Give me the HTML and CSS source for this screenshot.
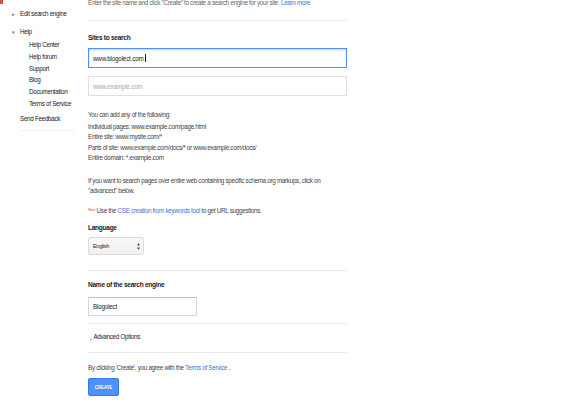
FILE: index.html
```html
<!DOCTYPE html>
<html>
<head>
<meta charset="utf-8">
<link rel="stylesheet" href="styles.css">
</head>
<body>
<div class="page">
  <nav class="sidebar">
    <div class="corner"></div>
    <div class="nav-item"><span class="arrow">&#9656;</span>Edit search engine</div>
    <div class="nav-item nav-help"><span class="arrow">&#9662;</span>Help</div>
    <ul class="sub-list">
      <li>Help Center</li>
      <li>Help forum</li>
      <li>Support</li>
      <li>Blog</li>
      <li>Documentation</li>
      <li>Terms of Service</li>
    </ul>
    <div class="nav-item feedback">Send Feedback</div>
  </nav>
  <main class="main">
    <p class="intro">Enter the site name and click "Create" to create a search engine for your site. <a class="link">Learn more</a></p>
    <section class="section sites">
      <h3 class="label">Sites to search</h3>
      <div class="input focused">www.blogolect.com<span class="caret"></span></div>
      <div class="input placeholder">www.example.com</div>
      <p class="text add-title">You can add any of the following:</p>
      <p class="text list">Individual pages: www.example.com/page.html<br>Entire site: www.mysite.com/*<br>Parts of site: www.example.com/docs/* or www.example.com/docs/<br>Entire domain: *.example.com</p>
      <p class="text schema">If you want to search pages over entire web containing specific schema.org markups, click on<br>"advanced" below.</p>
      <p class="text new-line"><sup class="new">New</sup> Use the <a class="link">CSE creation from keywords tool</a> to get URL suggestions.</p>
      <h3 class="label lang-label">Language</h3>
      <div class="select"><span class="select-value">English</span><svg class="updown" width="3" height="7" viewBox="0 0 3 7"><path d="M1.5 0 L3 2.5 L0 2.5 Z M0 4.5 L3 4.5 L1.5 7 Z" fill="#555"/></svg></div>
    </section>
    <section class="section name">
      <h3 class="label">Name of the search engine</h3>
      <div class="input short">Blogolect</div>
    </section>
    <section class="section advanced">
      <div class="adv"><span class="adv-arrow">&#8250;</span>Advanced Options</div>
    </section>
    <p class="text agree">By clicking 'Create', you agree with the <a class="link">Terms of Service</a> .</p>
    <button class="create">CREATE</button>
  </main>
</div>
</body>
</html>
```
FILE: styles.css
```css
html, body {
  margin: 0;
  padding: 0;
  background: #fff;
}
body {
  font-family: "Liberation Sans", Arial, sans-serif;
  font-size: 6.3px;
  letter-spacing: -0.3px;
  color: #444;
  overflow: hidden;
  height: 400px;
  white-space: nowrap;
}
.page {
  display: flex;
  align-items: flex-start;
}
.sidebar {
  width: 88px;
  flex: none;
  color: #222;
}
.corner {
  width: 3px;
  height: 4px;
  background: #dd4b39;
  margin-bottom: 4px;
}
.nav-item {
  line-height: 12px;
  padding-left: 20px;
  position: relative;
}
.arrow {
  position: absolute;
  left: 12px;
  top: 0;
  font-size: 5px;
  color: #666;
}
.nav-help {
  margin-top: 6px;
}
.sub-list {
  list-style: none;
  margin: 1px 0 0;
  padding: 0 0 0 29px;
}
.sub-list li {
  line-height: 11.75px;
}
.feedback {
  margin-top: 3px;
  padding-bottom: 5px;
  border-bottom: 1px solid #f0f0f0;
  width: 55px;
  margin-left: 20px;
  padding-left: 0;
}
.main {
  width: 259px;
  flex: none;
}
p, h3 {
  margin: 0;
}
.intro {
  line-height: 8px;
  margin-top: -1px;
  padding-bottom: 13px;
  border-bottom: 1px solid #ebebeb;
  color: #666;
}
.link {
  color: #4272db;
}
.label {
  font-size: 6.6px;
  font-weight: bold;
  color: #222;
  line-height: 8px;
}
.sites .label:first-child {
  margin-top: 13px;
}
.input {
  box-sizing: border-box;
  height: 20px;
  border: 1px solid #d9d9d9;
  border-top-color: #c0c0c0;
  padding-left: 4px;
  display: flex;
  align-items: center;
  color: #222;
  letter-spacing: -0.2px;
}
.focused {
  margin-top: 6px;
  border: 1px solid #4d90fe;
  box-shadow: inset 0 1px 2px rgba(0,0,0,0.2);
}
.caret {
  width: 1px;
  height: 8px;
  background: #222;
  margin-left: 1px;
}
.placeholder {
  margin-top: 8px;
  color: #aaa;
  border-color: #e0e0e0;
}
.text {
  line-height: 10.5px;
}
.add-title {
  margin-top: 13.75px;
}
.list {
  margin-top: 1.5px;
}
.schema {
  margin-top: 12px;
}
.new-line {
  margin-top: 9.25px;
}
.new {
  color: #dd4b39;
  font-size: 4px;
  vertical-align: 2px;
  line-height: 0;
}
.lang-label {
  margin-top: 7.75px;
}
.select {
  box-sizing: border-box;
  margin-top: 5px;
  width: 56px;
  height: 18px;
  border: 1px solid #dcdcdc;
  border-radius: 2px;
  background: linear-gradient(#f8f8f8, #f1f1f1);
  display: flex;
  align-items: center;
  justify-content: space-between;
  padding: 0 3px 0 4px;
  font-size: 5.5px;
  color: #222;
}
.updown {
  display: block;
}
.section {
  border-bottom: 1px solid #ebebeb;
}
.sites {
  padding-bottom: 15px;
}
.name .label {
  margin-top: 10px;
}
.short {
  width: 109px;
  height: 19px;
  margin-top: 8px;
}
.name {
  padding-bottom: 7px;
}
.adv {
  margin-top: 9px;
  line-height: 8px;
  color: #222;
  padding-left: 2px;
}
.adv-arrow {
  font-size: 5px;
  margin-right: 2px;
  vertical-align: -2px;
}
.advanced {
  padding-bottom: 9px;
}
.agree {
  margin-top: 11px;
  line-height: 8px;
  color: #444;
}
.create {
  display: block;
  margin-top: 6px;
  width: 31px;
  height: 18px;
  padding: 0;
  background: #4d90fe;
  border: 1px solid #3079ed;
  border-radius: 2px;
  color: #fff;
  font-family: "Liberation Sans", Arial, sans-serif;
  font-size: 4.5px;
  letter-spacing: -0.1px;
  font-weight: bold;
}
```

▶ [Instruction] Copy the listing in full and without alteration, omitting every picture.

▶ [Written response]
Give me the HTML and CSS source for this screenshot.
FILE: index.html
```html
<!DOCTYPE html>
<html>
<head>
<meta charset="utf-8">
<link rel="stylesheet" href="styles.css">
</head>
<body>
<div class="page">
  <nav class="sidebar">
    <div class="corner"></div>
    <div class="nav-item"><span class="arrow">&#9656;</span>Edit search engine</div>
    <div class="nav-item nav-help"><span class="arrow">&#9662;</span>Help</div>
    <ul class="sub-list">
      <li>Help Center</li>
      <li>Help forum</li>
      <li>Support</li>
      <li>Blog</li>
      <li>Documentation</li>
      <li>Terms of Service</li>
    </ul>
    <div class="nav-item feedback">Send Feedback</div>
  </nav>
  <main class="main">
    <p class="intro">Enter the site name and click "Create" to create a search engine for your site. <a class="link">Learn more</a></p>
    <section class="section sites">
      <h3 class="label">Sites to search</h3>
      <div class="input focused">www.blogolect.com<span class="caret"></span></div>
      <div class="input placeholder">www.example.com</div>
      <p class="text add-title">You can add any of the following:</p>
      <p class="text list">Individual pages: www.example.com/page.html<br>Entire site: www.mysite.com/*<br>Parts of site: www.example.com/docs/* or www.example.com/docs/<br>Entire domain: *.example.com</p>
      <p class="text schema">If you want to search pages over entire web containing specific schema.org markups, click on<br>"advanced" below.</p>
      <p class="text new-line"><sup class="new">New</sup> Use the <a class="link">CSE creation from keywords tool</a> to get URL suggestions.</p>
      <h3 class="label lang-label">Language</h3>
      <div class="select"><span class="select-value">English</span><svg class="updown" width="3" height="7" viewBox="0 0 3 7"><path d="M1.5 0 L3 2.5 L0 2.5 Z M0 4.5 L3 4.5 L1.5 7 Z" fill="#555"/></svg></div>
    </section>
    <section class="section name">
      <h3 class="label">Name of the search engine</h3>
      <div class="input short">Blogolect</div>
    </section>
    <section class="section advanced">
      <div class="adv"><span class="adv-arrow">&#8250;</span>Advanced Options</div>
    </section>
    <p class="text agree">By clicking 'Create', you agree with the <a class="link">Terms of Service</a> .</p>
    <button class="create">CREATE</button>
  </main>
</div>
</body>
</html>
```
FILE: styles.css
```css
html, body {
  margin: 0;
  padding: 0;
  background: #fff;
}
body {
  font-family: "Liberation Sans", Arial, sans-serif;
  font-size: 6.3px;
  letter-spacing: -0.3px;
  color: #444;
  overflow: hidden;
  height: 400px;
  white-space: nowrap;
}
.page {
  display: flex;
  align-items: flex-start;
}
.sidebar {
  width: 88px;
  flex: none;
  color: #222;
}
.corner {
  width: 3px;
  height: 4px;
  background: #dd4b39;
  margin-bottom: 4px;
}
.nav-item {
  line-height: 12px;
  padding-left: 20px;
  position: relative;
}
.arrow {
  position: absolute;
  left: 12px;
  top: 0;
  font-size: 5px;
  color: #666;
}
.nav-help {
  margin-top: 6px;
}
.sub-list {
  list-style: none;
  margin: 1px 0 0;
  padding: 0 0 0 29px;
}
.sub-list li {
  line-height: 11.75px;
}
.feedback {
  margin-top: 3px;
  padding-bottom: 5px;
  border-bottom: 1px solid #f0f0f0;
  width: 55px;
  margin-left: 20px;
  padding-left: 0;
}
.main {
  width: 259px;
  flex: none;
}
p, h3 {
  margin: 0;
}
.intro {
  line-height: 8px;
  margin-top: -1px;
  padding-bottom: 13px;
  border-bottom: 1px solid #ebebeb;
  color: #666;
}
.link {
  color: #4272db;
}
.label {
  font-size: 6.6px;
  font-weight: bold;
  color: #222;
  line-height: 8px;
}
.sites .label:first-child {
  margin-top: 13px;
}
.input {
  box-sizing: border-box;
  height: 20px;
  border: 1px solid #d9d9d9;
  border-top-color: #c0c0c0;
  padding-left: 4px;
  display: flex;
  align-items: center;
  color: #222;
  letter-spacing: -0.2px;
}
.focused {
  margin-top: 6px;
  border: 1px solid #4d90fe;
  box-shadow: inset 0 1px 2px rgba(0,0,0,0.2);
}
.caret {
  width: 1px;
  height: 8px;
  background: #222;
  margin-left: 1px;
}
.placeholder {
  margin-top: 8px;
  color: #aaa;
  border-color: #e0e0e0;
}
.text {
  line-height: 10.5px;
}
.add-title {
  margin-top: 13.75px;
}
.list {
  margin-top: 1.5px;
}
.schema {
  margin-top: 12px;
}
.new-line {
  margin-top: 9.25px;
}
.new {
  color: #dd4b39;
  font-size: 4px;
  vertical-align: 2px;
  line-height: 0;
}
.lang-label {
  margin-top: 7.75px;
}
.select {
  box-sizing: border-box;
  margin-top: 5px;
  width: 56px;
  height: 18px;
  border: 1px solid #dcdcdc;
  border-radius: 2px;
  background: linear-gradient(#f8f8f8, #f1f1f1);
  display: flex;
  align-items: center;
  justify-content: space-between;
  padding: 0 3px 0 4px;
  font-size: 5.5px;
  color: #222;
}
.updown {
  display: block;
}
.section {
  border-bottom: 1px solid #ebebeb;
}
.sites {
  padding-bottom: 15px;
}
.name .label {
  margin-top: 10px;
}
.short {
  width: 109px;
  height: 19px;
  margin-top: 8px;
}
.name {
  padding-bottom: 7px;
}
.adv {
  margin-top: 9px;
  line-height: 8px;
  color: #222;
  padding-left: 2px;
}
.adv-arrow {
  font-size: 5px;
  margin-right: 2px;
  vertical-align: -2px;
}
.advanced {
  padding-bottom: 9px;
}
.agree {
  margin-top: 11px;
  line-height: 8px;
  color: #444;
}
.create {
  display: block;
  margin-top: 6px;
  width: 31px;
  height: 18px;
  padding: 0;
  background: #4d90fe;
  border: 1px solid #3079ed;
  border-radius: 2px;
  color: #fff;
  font-family: "Liberation Sans", Arial, sans-serif;
  font-size: 4.5px;
  letter-spacing: -0.1px;
  font-weight: bold;
}
```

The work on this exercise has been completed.